Served by the Blessed Sacrament Congregation!
Following the footsteps of our founder, St. Peter Julian Eymard, our mission is to respond to the hungers of the human family with the riches of God's love manifested in the Eucharist.
“Called to live as a eucharistic community, we seek, by our vocation and way of life, to give a more explicit witness to the life of Christ which springs from this sacrament.” - Rule of Life 21
Learn more about the Congregation of the Blessed Sacrament at their Website: https://www.blessedsacrament.com
St. Peter Julian Eymard
Pray For Us
In the name of the Father, the Son, and the Holy Spirit. Amen.
Gracious God of our ancestors: Awaken in us the sense of our Eucharistic mission.
Encourage and affirm future “Apostles of the Eucharist,” to be associates, sisters, brothers, deacons and ordained priests following in the footsteps of Saint Peter Julian Eymard.
May we serve you and the Risen Lord, through the communion of the Holy Spirit, to make know all the mysteries of the Eucharist.
May your Eucharistic kingdom come! Amen.
By: John Thomas Lane, SSS 2023
"Happy is the soul that knows how to find Jesus in the Eucharist, and in the Eucharist all things!"
- St. Peter Julian Eymard
In the Name of the Father, the Son, and the Holy Spirit. Amen.
Gracious God of our ancestors, you led Peter Julian Eymard, like Jacob in times past, on a journey of faith. Under the guidance of your gentle Spirit, Peter Julian discovered the gift of love in the Eucharist which your son Jesus offered for the hungers of humanity. Grant that we may celebrate this mystery worthily, adore it profoundly, and proclaim it prophetically for your greater glory. Amen.
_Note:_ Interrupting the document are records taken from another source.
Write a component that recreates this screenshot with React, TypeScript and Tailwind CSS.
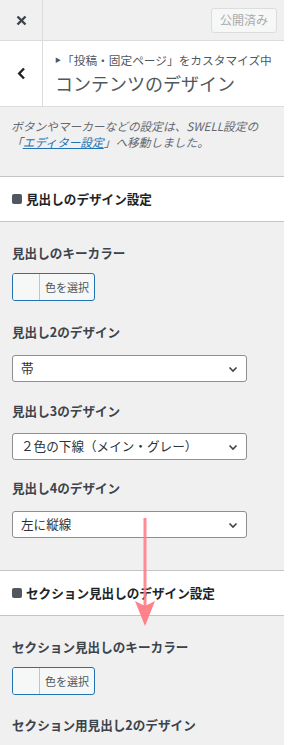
import type { ReactNode } from 'react'

const font = { fontFamily: '"Noto Sans CJK JP", "Noto Sans", sans-serif' }

function Label({ children }: { children: ReactNode }) {
  return <div className="h-[18px] text-[12.6px] font-bold leading-[18px] text-[#3c434a]">{children}</div>
}

function ColorButton() {
  return (
    <button
      type="button"
      className="flex h-[28px] w-[83px] items-stretch overflow-hidden rounded-[3px] border border-[#2271b1] bg-[#f6f7f7]"
    >
      <span className="w-[27px] border-r border-[#c3c4c7] bg-[#f6f7f7]" />
      <span className="flex flex-1 items-center justify-center text-[11px] text-[#50575e]">色を選択</span>
    </button>
  )
}

function Select({ value }: { value: string }) {
  return (
    <div className="flex h-[27px] w-[235px] items-center justify-between rounded-[3px] border border-[#8c8f94] bg-white pl-[8px] pr-[8px]">
      <span className="text-[12.6px] text-[#2c3338]">{value}</span>
      <svg width="10" height="10" viewBox="0 0 10 10" fill="none">
        <path d="M1.5 3.5 5 7l3.5-3.5" stroke="#3c434a" strokeWidth="1.6" />
      </svg>
    </div>
  )
}

function SectionTitle({ children }: { children: ReactNode }) {
  return (
    <div className="flex h-[45px] items-center gap-[4px] border-b border-[#c3c4c7] bg-white pl-[12px]">
      <span className="h-[10px] w-[10px] rounded-[2px] bg-[#50575e]" />
      <span className="text-[12.6px] font-bold text-[#1d2327]">{children}</span>
    </div>
  )
}

export default function App() {
  return (
    <div className="flex min-h-[745px] bg-white" style={font}>
      <div className="relative w-[284px] bg-[#f0f0f1]">
        <header className="flex h-[41px] items-center justify-between border-b border-[#dcdcde] bg-[#f0f0f1]">
          <div className="flex h-full w-[43px] items-center justify-center border-r border-[#dcdcde]">
            <svg width="11" height="11" viewBox="0 0 11 11">
              <path d="M1.5 1.5l8 8M9.5 1.5l-8 8" stroke="#3c434a" strokeWidth="2.4" />
            </svg>
          </div>
          <button
            type="button"
            className="mr-[7px] h-[25px] w-[66px] rounded-[3px] border border-[#dcdcde] bg-[#f6f7f7] text-[12px] text-[#a7aaad]"
          >
            公開済み
          </button>
        </header>

        <div className="flex h-[66px] border-b border-[#dcdcde] bg-white">
          <div className="flex w-[43px] items-center justify-center border-r border-[#dcdcde]">
            <svg width="9" height="13" viewBox="0 0 9 13">
              <path d="M7 1.5 2.2 6.5 7 11.5" stroke="#1d2327" strokeWidth="2.4" fill="none" />
            </svg>
          </div>
          <div className="flex flex-col justify-center pl-[12px]">
            <div className="flex items-center text-[11.7px] leading-[16px] text-[#50575e]">
              <span className="mr-[1px] text-[6px]">▶</span>「投稿・固定ページ」をカスタマイズ中
            </div>
            <div className="mt-[3px] text-[18px] leading-[24px] text-[#50575e]">コンテンツのデザイン</div>
          </div>
        </div>

        <div className="h-[70px] border-b border-[#c3c4c7] px-[11px] pt-[11px] text-[11.7px] leading-[15.5px] italic text-[#646970]">
          ボタンやマーカーなどの設定は、SWELL設定の
          <br />「<span className="text-[#2271b1] underline">エディター設定</span>」へ移動しました。
        </div>

        <SectionTitle>見出しのデザイン設定</SectionTitle>

        <div className="px-[12px] pt-[22px]">
          <Label>見出しのキーカラー</Label>
          <div className="mt-[11px]">
            <ColorButton />
          </div>
          <div className="mt-[22px]">
            <Label>見出し2のデザイン</Label>
          </div>
          <div className="mt-[14px]">
            <Select value="帯" />
          </div>
          <div className="mt-[20px]">
            <Label>見出し3のデザイン</Label>
          </div>
          <div className="mt-[13px]">
            <Select value="２色の下線（メイン・グレー）" />
          </div>
          <div className="mt-[19px]">
            <Label>見出し4のデザイン</Label>
          </div>
          <div className="mt-[14px]">
            <Select value="左に縦線" />
          </div>
        </div>

        <div className="mt-[32px] border-t border-[#c3c4c7]">
          <SectionTitle>セクション見出しのデザイン設定</SectionTitle>
        </div>

        <div className="px-[12px] pt-[22px]">
          <Label>セクション見出しのキーカラー</Label>
          <div className="mt-[11px]">
            <ColorButton />
          </div>
          <div className="mt-[21px]">
            <Label>セクション用見出し2のデザイン</Label>
          </div>
        </div>

        <svg
          className="pointer-events-none absolute left-[134px] top-[516px]"
          width="22"
          height="112"
          viewBox="0 0 22 112"
        >
          <line x1="11" y1="2" x2="11" y2="92" stroke="#ff7f8a" strokeWidth="3" opacity="0.9" />
          <path d="M1 85 L11 110 L21 85 L11 90 Z" fill="#ff7a85" opacity="0.95" />
        </svg>
      </div>
    </div>
  )
}
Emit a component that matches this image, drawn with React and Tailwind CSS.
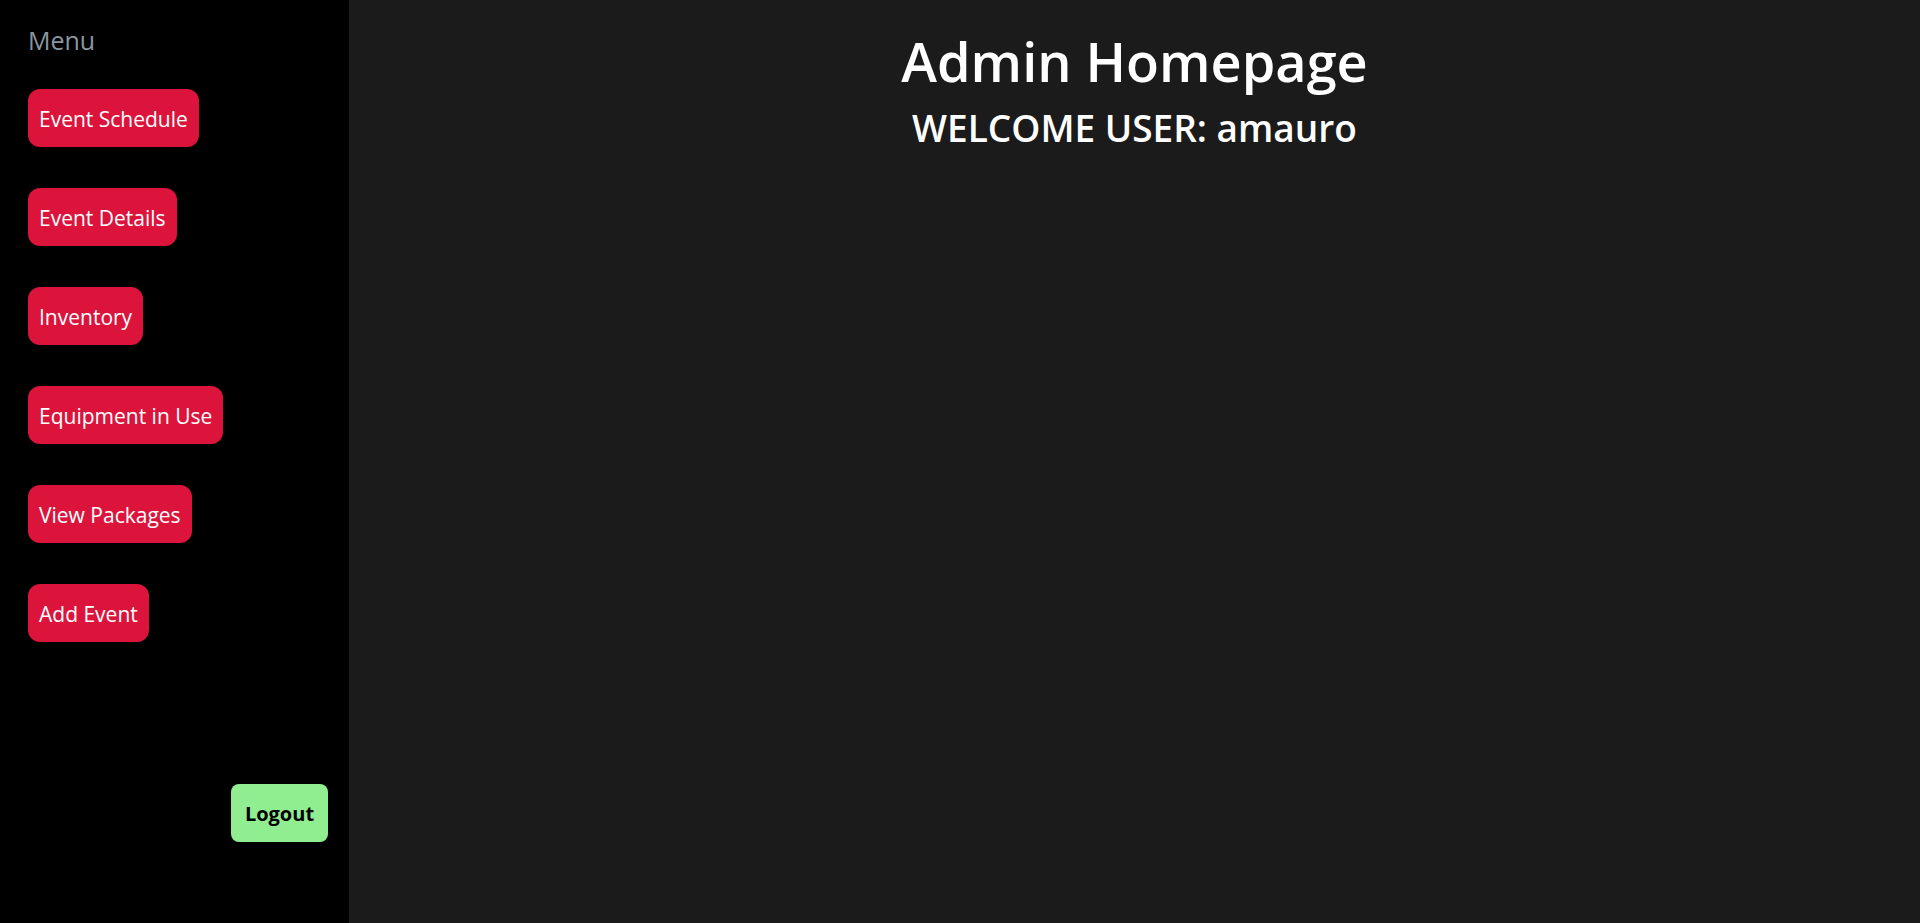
const menuItems = [
  'Event Schedule',
  'Event Details',
  'Inventory',
  'Equipment in Use',
  'View Packages',
  'Add Event'
]

const App = () => {
  return (
    <div className="flex h-[923px] w-full font-['Open_Sans',sans-serif] bg-[#1b1b1b]">
      {/* Sidebar */}
      <aside className="flex w-[349px] shrink-0 flex-col bg-black pl-[28px] pr-[21px]">
        <h2 className="mt-[22px] text-[25px] leading-[36px] text-[#8a97a1]">Menu</h2>

        <nav className="mt-[31px] flex flex-col items-start gap-[41px]">
          {menuItems.map((item) => (
            <button
              key={item}
              className="h-[58px] rounded-[12px] bg-[#dc143c] px-[11px] pt-[3px] text-[21px] text-white"
            >
              {item}
            </button>
          ))}
        </nav>

        <div className="mt-auto mb-[81px] flex justify-end">
          <button className="h-[58px] w-[97px] rounded-[8px] bg-[#90ee90] pt-[2px] text-[20px] font-bold text-black">
            Logout
          </button>
        </div>
      </aside>

      {/* Main */}
      <main className="flex-1 text-center text-white">
        <h1 className="mt-[25px] text-[54px] font-semibold leading-[72px]">Admin Homepage</h1>
        <h2 className="mt-[6px] text-[37px] font-semibold leading-[50px]">WELCOME USER: amauro</h2>
      </main>
    </div>
  )
}

export default App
Born in La Mure d’Isère in southeastern France, Peter Julian’s faith journey drew him from being a priest in the Diocese of Grenoble in 1834, to joining the Marists in 1839, to founding the Congregation of the Blessed Sacrament in 1856.
In addition to those changes, Peter Julian coped with poverty, his father’s initial opposition to Peter’s vocation, serious illness, a Jansenistic overemphasis on sin, and the difficulties of getting diocesan and later papal approval for his new religious community.
His years as a Marist, including service as a provincial leader, saw the deepening of his Eucharistic devotion, especially through his preaching of Forty Hours in many parishes. Inspired at first by the idea of reparation for indifference to the Eucharist, Peter Julian was eventually attracted to a more positive spirituality of Christ-centered love. Members of the men’s community which Peter founded alternated between an active apostolic life and contemplating Jesus in the Eucharist. He and Marguerite Guillot founded the women’s Congregation of the Servants of the Blessed Sacrament.
Peter Julian Eymard was beatified in 1925 and canonized in 1962, one day after Vatican II’s first session ended.
Reflection
In every century, sin has been painfully real in the life of the Church. It is easy to give in to despair, to speak so strongly of human failings that people may forget the immense and self-sacrificing love of Jesus, as his death on the cross and his gift of the Eucharist make evident. Peter Julian knew that the Eucharist was key to helping Catholics live out their baptism and preach by word and example the Good News of Jesus Christ.